Recorded data ▸
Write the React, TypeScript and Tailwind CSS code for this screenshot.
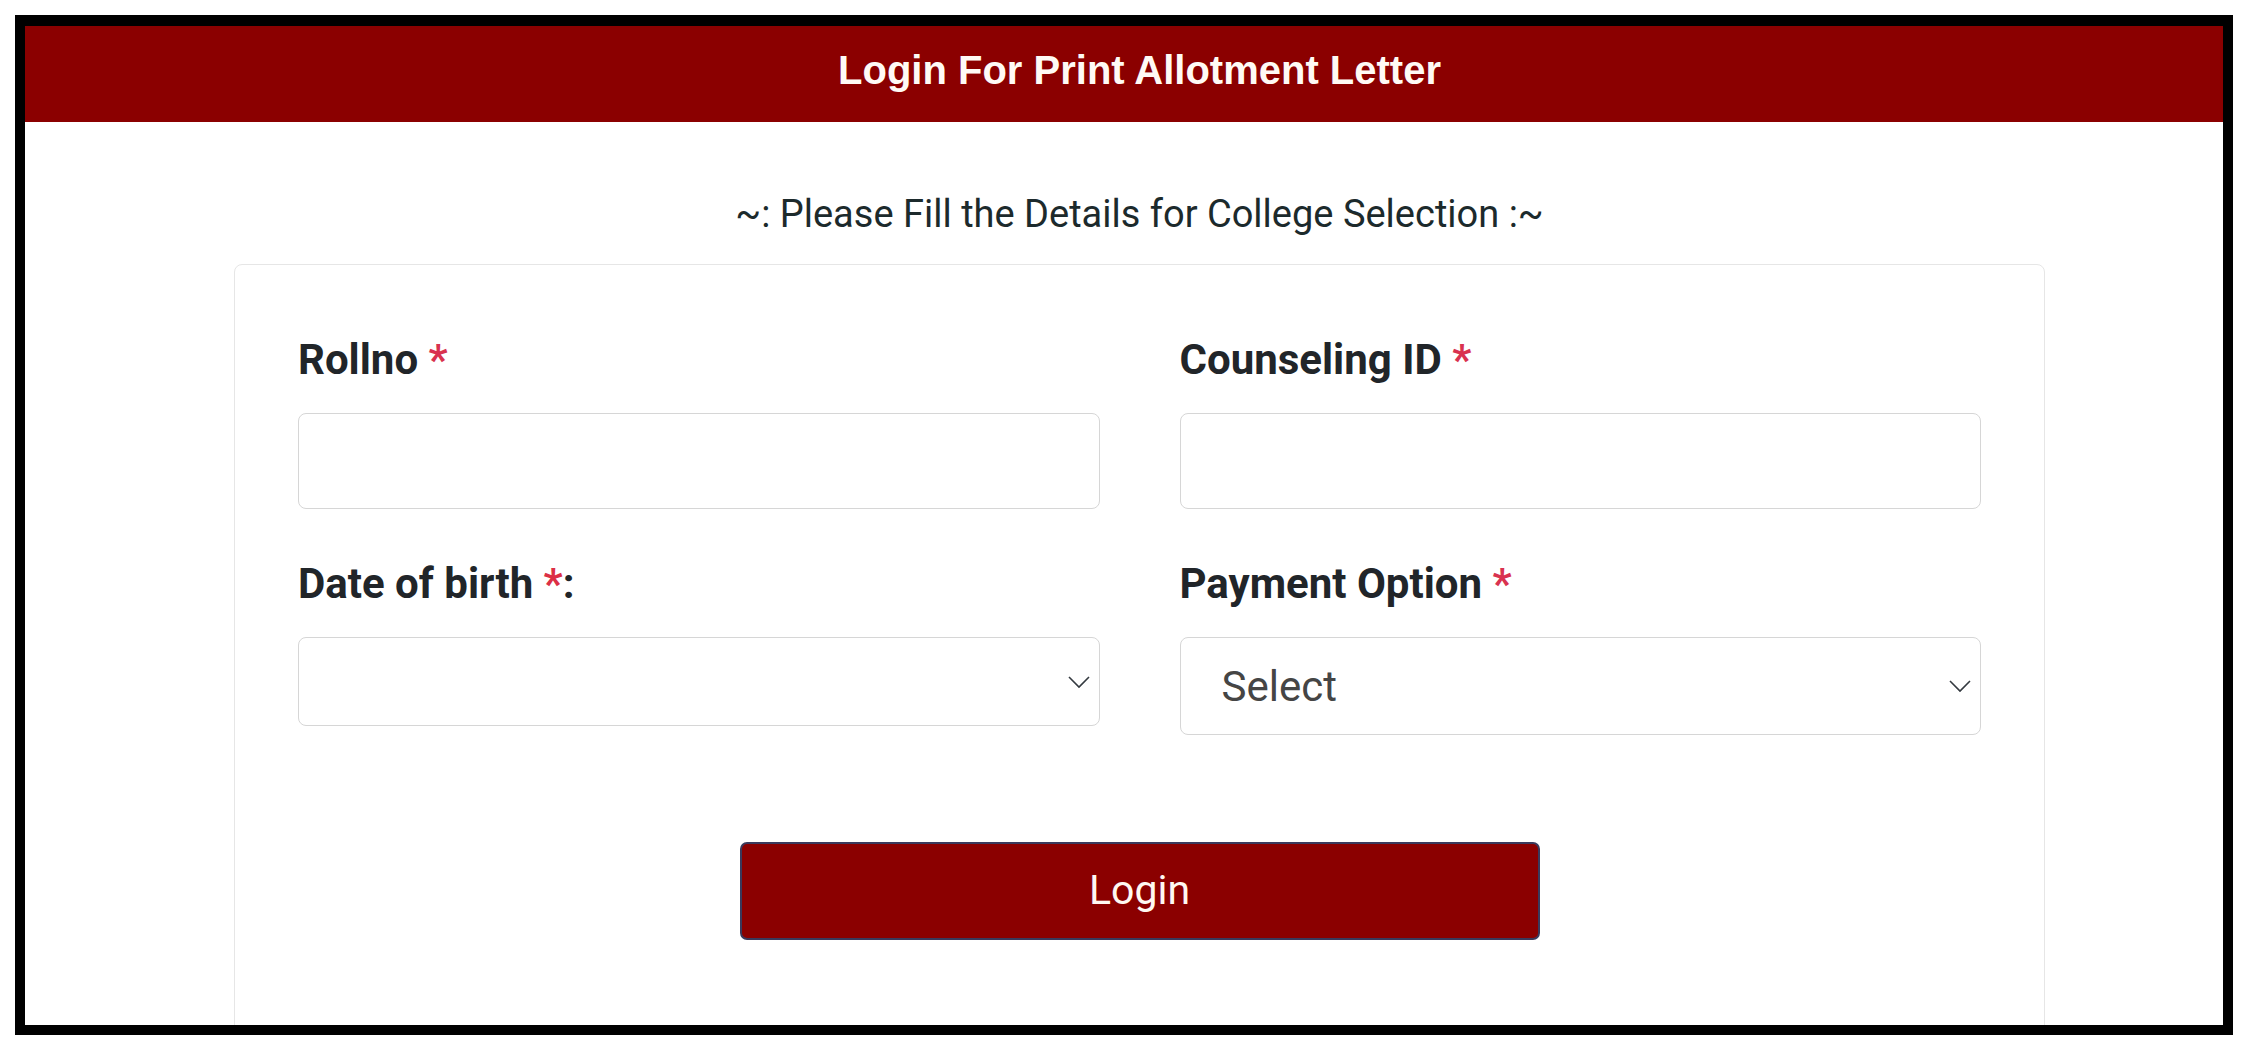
import type { ReactNode } from 'react';

function Required() {
  return <span className="text-[#d9324f]">*</span>;
}

function FieldLabel({ children }: { children: ReactNode }) {
  return <label className="mb-[30px] block text-[42px] leading-[47px] font-bold text-[#212529]">{children}</label>;
}

function Chevron() {
  return (
    <svg
      className="pointer-events-none absolute top-1/2 right-[10px] h-[13px] w-[22px] -translate-y-1/2 text-[#343a40]"
      viewBox="0 0 22 13"
      fill="none"
      stroke="currentColor"
      strokeWidth="1.6"
      aria-hidden="true"
    >
      <path d="M1 1.5 L11 11.5 L21 1.5" />
    </svg>
  );
}

function App() {
  return (
    <div className="min-h-screen bg-white pt-[15px] font-['Roboto','Liberation_Sans',sans-serif]">
      <div className="ml-[15px] h-[1020px] w-[2218px] overflow-hidden border-x-[10px] border-t-[11px] border-b-[10px] border-black bg-white">
        <header className="flex h-[96px] justify-center bg-[#8b0000] pt-[22px] pl-[31px]">
          <h1 className="font-['Liberation_Sans','Arial',sans-serif] text-[40px] leading-[44px] font-bold text-[#fffaf5]">
            Login For Print Allotment Letter
          </h1>
        </header>

        <section className="pl-[31px]">
          <p className="mt-[71px] text-center text-[38px] leading-[42px] text-[#1c2a2c]">
            ~: Please Fill the Details for College Selection :~
          </p>

          <div className="mx-auto mt-[29px] w-[1811px] rounded-[8px] border border-[#e6e6e6] bg-white px-[63px] pt-[71px] pb-[200px]">
            <div className="grid grid-cols-2 gap-x-[80px] gap-y-[51px]">
              <div>
                <FieldLabel>
                  Rollno <Required />
                </FieldLabel>
                <input
                  type="text"
                  className="block h-[96px] w-full rounded-[8px] border-[1.5px] border-[#d6d6d6] bg-white px-[40px] text-[40px] outline-none"
                />
              </div>
              <div>
                <FieldLabel>
                  Counseling ID <Required />
                </FieldLabel>
                <input
                  type="text"
                  className="block h-[96px] w-full rounded-[8px] border-[1.5px] border-[#d6d6d6] bg-white px-[40px] text-[40px] outline-none"
                />
              </div>
              <div>
                <FieldLabel>
                  Date of birth <span className="text-[#dc2f45]">*</span>:
                </FieldLabel>
                <div className="relative">
                  <select className="block h-[89px] w-full appearance-none rounded-[8px] border-[1.5px] border-[#d6d6d6] bg-white px-[40px] text-[40px] text-[#444] outline-none">
                    <option value=""></option>
                  </select>
                  <Chevron />
                </div>
              </div>
              <div>
                <FieldLabel>
                  Payment Option <Required />
                </FieldLabel>
                <div className="relative">
                  <select className="block h-[98px] w-full appearance-none rounded-[8px] border-[1.5px] border-[#d6d6d6] bg-white pl-[41px] text-[42px] text-[#454545] outline-none">
                    <option>Select</option>
                  </select>
                  <Chevron />
                </div>
              </div>
            </div>

            <div className="mt-[107px] flex justify-center">
              <button
                type="button"
                className="h-[98px] w-[800px] rounded-[7px] border-2 border-[#3a3a5c] bg-[#8b0000] text-[41px] text-[#fff8f2]"
              >
                Login
              </button>
            </div>
          </div>
        </section>
      </div>
    </div>
  );
}

export default App;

Written problem ▸ Exclude every picture and copy the remaining data exactly.

Final answer ▸
Write the React, TypeScript and Tailwind CSS code for this screenshot.
import type { ReactNode } from 'react';

function Required() {
  return <span className="text-[#d9324f]">*</span>;
}

function FieldLabel({ children }: { children: ReactNode }) {
  return <label className="mb-[30px] block text-[42px] leading-[47px] font-bold text-[#212529]">{children}</label>;
}

function Chevron() {
  return (
    <svg
      className="pointer-events-none absolute top-1/2 right-[10px] h-[13px] w-[22px] -translate-y-1/2 text-[#343a40]"
      viewBox="0 0 22 13"
      fill="none"
      stroke="currentColor"
      strokeWidth="1.6"
      aria-hidden="true"
    >
      <path d="M1 1.5 L11 11.5 L21 1.5" />
    </svg>
  );
}

function App() {
  return (
    <div className="min-h-screen bg-white pt-[15px] font-['Roboto','Liberation_Sans',sans-serif]">
      <div className="ml-[15px] h-[1020px] w-[2218px] overflow-hidden border-x-[10px] border-t-[11px] border-b-[10px] border-black bg-white">
        <header className="flex h-[96px] justify-center bg-[#8b0000] pt-[22px] pl-[31px]">
          <h1 className="font-['Liberation_Sans','Arial',sans-serif] text-[40px] leading-[44px] font-bold text-[#fffaf5]">
            Login For Print Allotment Letter
          </h1>
        </header>

        <section className="pl-[31px]">
          <p className="mt-[71px] text-center text-[38px] leading-[42px] text-[#1c2a2c]">
            ~: Please Fill the Details for College Selection :~
          </p>

          <div className="mx-auto mt-[29px] w-[1811px] rounded-[8px] border border-[#e6e6e6] bg-white px-[63px] pt-[71px] pb-[200px]">
            <div className="grid grid-cols-2 gap-x-[80px] gap-y-[51px]">
              <div>
                <FieldLabel>
                  Rollno <Required />
                </FieldLabel>
                <input
                  type="text"
                  className="block h-[96px] w-full rounded-[8px] border-[1.5px] border-[#d6d6d6] bg-white px-[40px] text-[40px] outline-none"
                />
              </div>
              <div>
                <FieldLabel>
                  Counseling ID <Required />
                </FieldLabel>
                <input
                  type="text"
                  className="block h-[96px] w-full rounded-[8px] border-[1.5px] border-[#d6d6d6] bg-white px-[40px] text-[40px] outline-none"
                />
              </div>
              <div>
                <FieldLabel>
                  Date of birth <span className="text-[#dc2f45]">*</span>:
                </FieldLabel>
                <div className="relative">
                  <select className="block h-[89px] w-full appearance-none rounded-[8px] border-[1.5px] border-[#d6d6d6] bg-white px-[40px] text-[40px] text-[#444] outline-none">
                    <option value=""></option>
                  </select>
                  <Chevron />
                </div>
              </div>
              <div>
                <FieldLabel>
                  Payment Option <Required />
                </FieldLabel>
                <div className="relative">
                  <select className="block h-[98px] w-full appearance-none rounded-[8px] border-[1.5px] border-[#d6d6d6] bg-white pl-[41px] text-[42px] text-[#454545] outline-none">
                    <option>Select</option>
                  </select>
                  <Chevron />
                </div>
              </div>
            </div>

            <div className="mt-[107px] flex justify-center">
              <button
                type="button"
                className="h-[98px] w-[800px] rounded-[7px] border-2 border-[#3a3a5c] bg-[#8b0000] text-[41px] text-[#fff8f2]"
              >
                Login
              </button>
            </div>
          </div>
        </section>
      </div>
    </div>
  );
}

export default App;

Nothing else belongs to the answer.